What the task asks
Extract each line where the string "React" shows up.

Information shown

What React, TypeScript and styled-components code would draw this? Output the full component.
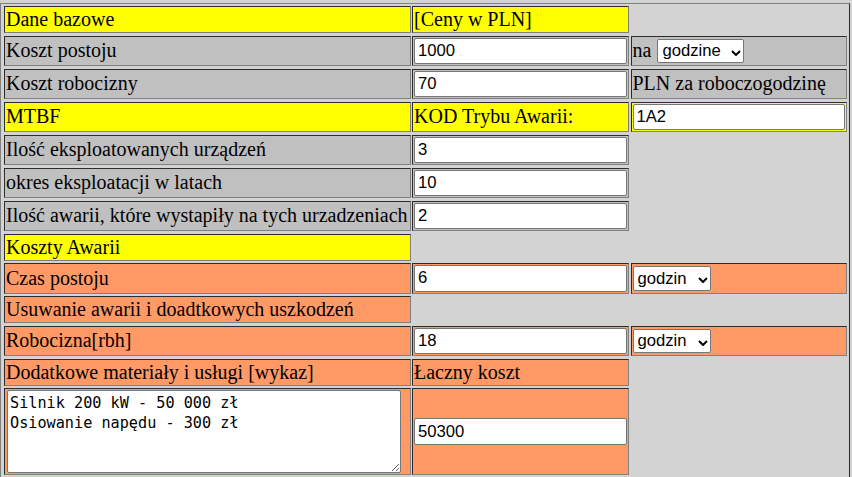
import React from "react";
import styled, { createGlobalStyle } from "styled-components";

const YELLOW = "#ffff00";
const SILVER = "#c0c0c0";
const ORANGE = "#ff9966";

const GlobalStyle = createGlobalStyle`
  html, body {
    margin: 0;
    padding: 0;
    background: #d3d3d3;
  }
`;

const Page = styled.div`
  padding-top: 3px;
`;

// table-like sheet: three columns, cells sit on a grey ground
const Sheet = styled.div`
  display: grid;
  grid-template-columns: 406.5px 217px 216.5px;
  column-gap: 1.5px;
  row-gap: 2.5px;
  padding: 2px 1.5px 2.5px 3px;
  border: 1px outset gray;
  width: max-content;
  background: #d3d3d3;
`;

const Cell = styled.div<{ $bg: string; $col: number }>`
  grid-column: ${(p) => p.$col};
  background: ${(p) => p.$bg};
  border: 1px inset gray;
  padding: 1px;
  display: flex;
  align-items: center;
  gap: 6px;
  min-width: 0;
  font: 20px/23px "Liberation Serif", "Times New Roman", serif;
  color: #000;
  white-space: nowrap;
`;

const Field = styled.input`
  box-sizing: border-box;
  width: 100%;
  height: 26.5px;
  margin: 0;
  padding: 1px 3px;
  border: 1px solid #767676;
  border-radius: 2px;
  background: #fff;
  color: #000;
  font: 16.67px "Liberation Sans", Arial, sans-serif;
`;

const SelectWrap = styled.span`
  position: relative;
  display: inline-flex;
`;

const Select = styled.select`
  appearance: none;
  box-sizing: border-box;
  height: 24.5px;
  margin: 0;
  padding: 0 22px 0 4px;
  border: 1px solid #767676;
  border-radius: 2px;
  background: #fff;
  color: #000;
  font: 16.67px "Liberation Sans", Arial, sans-serif;
`;

const Chevron = styled.svg`
  position: absolute;
  right: 3px;
  top: 11px;
  width: 10px;
  height: 6px;
  pointer-events: none;
`;

const Notes = styled.textarea`
  box-sizing: border-box;
  width: 394px;
  height: 83px;
  margin: 0 0 0 1px;
  padding: 2px;
  border: 1px solid #767676;
  border-radius: 2px;
  background: #fff;
  color: #000;
  font: 15.2px/20px "DejaVu Sans Mono", "Liberation Mono", monospace;
  resize: both;
`;

const UnitSelect = ({ options }: { options: string[] }) => (
  <SelectWrap>
    <Select defaultValue={options[0]}>
      {options.map((o) => (
        <option key={o}>{o}</option>
      ))}
    </Select>
    <Chevron viewBox="0 0 10 6">
      <path d="M1 1 L5 5 L9 1" fill="none" stroke="#000" strokeWidth="2" />
    </Chevron>
  </SelectWrap>
);

const App = () => {
  return (
    <Page>
      <GlobalStyle />
      <Sheet>
        {/* Dane bazowe */}
        <Cell $bg={YELLOW} $col={1}>Dane bazowe</Cell>
        <Cell $bg={YELLOW} $col={2}>[Ceny w PLN]</Cell>

        <Cell $bg={SILVER} $col={1}>Koszt postoju</Cell>
        <Cell $bg={SILVER} $col={2}>
          <Field defaultValue="1000" />
        </Cell>
        <Cell $bg={SILVER} $col={3}>
          na
          <UnitSelect options={["godzine", "dzień", "tydzień"]} />
        </Cell>

        <Cell $bg={SILVER} $col={1}>Koszt robocizny</Cell>
        <Cell $bg={SILVER} $col={2}>
          <Field defaultValue="70" />
        </Cell>
        <Cell $bg={SILVER} $col={3}>PLN za roboczogodzinę</Cell>

        {/* MTBF */}
        <Cell $bg={YELLOW} $col={1}>MTBF</Cell>
        <Cell $bg={YELLOW} $col={2}>KOD Trybu Awarii:</Cell>
        <Cell $bg={YELLOW} $col={3}>
          <Field defaultValue="1A2" />
        </Cell>

        <Cell $bg={SILVER} $col={1}>Ilość eksploatowanych urządzeń</Cell>
        <Cell $bg={SILVER} $col={2}>
          <Field defaultValue="3" />
        </Cell>

        <Cell $bg={SILVER} $col={1}>okres eksploatacji w latach</Cell>
        <Cell $bg={SILVER} $col={2}>
          <Field defaultValue="10" />
        </Cell>

        <Cell $bg={SILVER} $col={1}>Ilość awarii, które wystapiły na tych urzadzeniach</Cell>
        <Cell $bg={SILVER} $col={2}>
          <Field defaultValue="2" />
        </Cell>

        {/* Koszty Awarii */}
        <Cell $bg={YELLOW} $col={1}>Koszty Awarii</Cell>

        <Cell $bg={ORANGE} $col={1}>Czas postoju</Cell>
        <Cell $bg={ORANGE} $col={2}>
          <Field defaultValue="6" />
        </Cell>
        <Cell $bg={ORANGE} $col={3}>
          <UnitSelect options={["godzin", "dni"]} />
        </Cell>

        <Cell $bg={ORANGE} $col={1}>Usuwanie awarii i doadtkowych uszkodzeń</Cell>

        <Cell $bg={ORANGE} $col={1}>Robocizna[rbh]</Cell>
        <Cell $bg={ORANGE} $col={2}>
          <Field defaultValue="18" />
        </Cell>
        <Cell $bg={ORANGE} $col={3}>
          <UnitSelect options={["godzin", "dni"]} />
        </Cell>

        <Cell $bg={ORANGE} $col={1}>Dodatkowe materiały i usługi [wykaz]</Cell>
        <Cell $bg={ORANGE} $col={2}>Łaczny koszt</Cell>

        <Cell $bg={ORANGE} $col={1}>
          <Notes defaultValue={"Silnik 200 kW - 50 000 zł\nOsiowanie napędu - 300 zł"} />
        </Cell>
        <Cell $bg={ORANGE} $col={2}>
          <Field defaultValue="50300" />
        </Cell>
      </Sheet>
    </Page>
  );
};

export default App;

Response to the exercise
What React, TypeScript and styled-components code would draw this? Output the full component.
import React from "react";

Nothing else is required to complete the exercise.